Im really looking forward to todays image dump. For some reason I really want to see a good image of the smaller moons.
 
I don't know what can make a person cry, cheer, or faint besides aliens.

My expectations are low.

The formations on pluto and charon are unnatural for it's location. Obviously the two rocks were placed their by ancient aliens to archive the history of this solar system.
 

spekkeh

Banned
I don't think people would cheer if they suddenly saw proof for alien life. They'd be gobsmacked.

Besides, the resolution probably wouldn't be good enough for that. Even if the aliens were 20 meters wide, it just be an undistinguishable pixel. Probably it just proves some kind of theory they had, and the fainter was narcoleptic.

My guess is liquid water.
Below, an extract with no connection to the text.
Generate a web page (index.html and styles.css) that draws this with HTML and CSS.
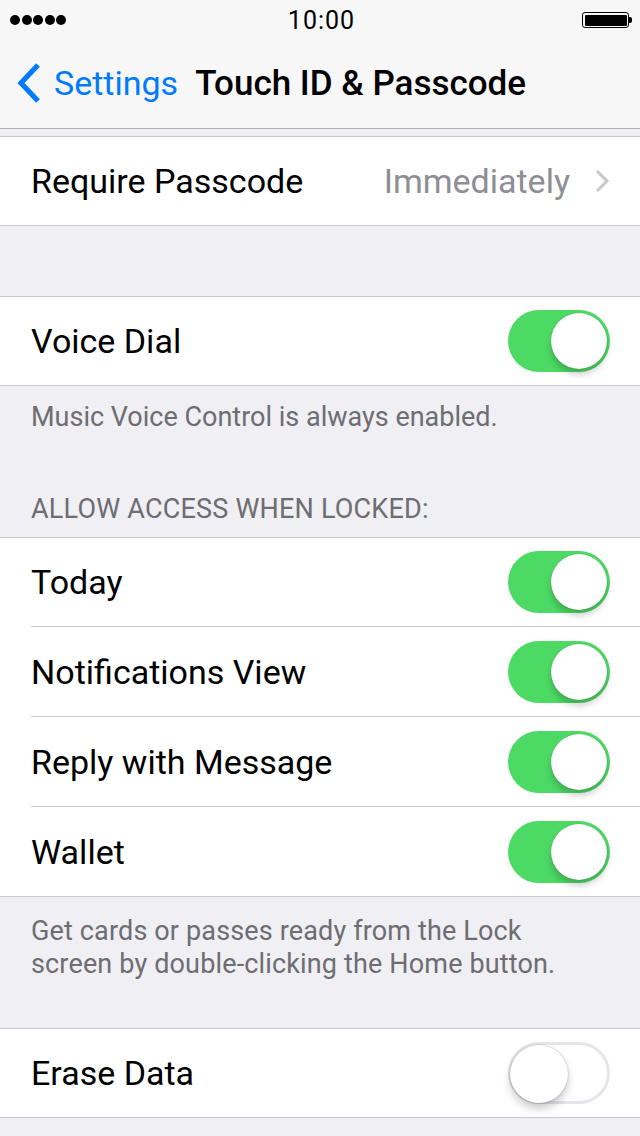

I thought I saw cracks in the surface on that Charon closeup.
It's like minus 220 degrees.
 

Staab

Member
My guess is liquid water. I thought I saw cracks in the surface on that Charon closeup.

My guess too, albeit not on the surface, it's too cold (as said above). Probably a combination of frozen H2O and tectonic activity creating underground lakes or something and they managed to find proof.
 

Razorback

Member
Has this Stephen Colbert Interview been posted yet?

https://www.youtube.com/watch?v=6jXazEYi3P8

Man, why is Neil Degrasse Tyson so terrible at explaining why pluto isn't a planet?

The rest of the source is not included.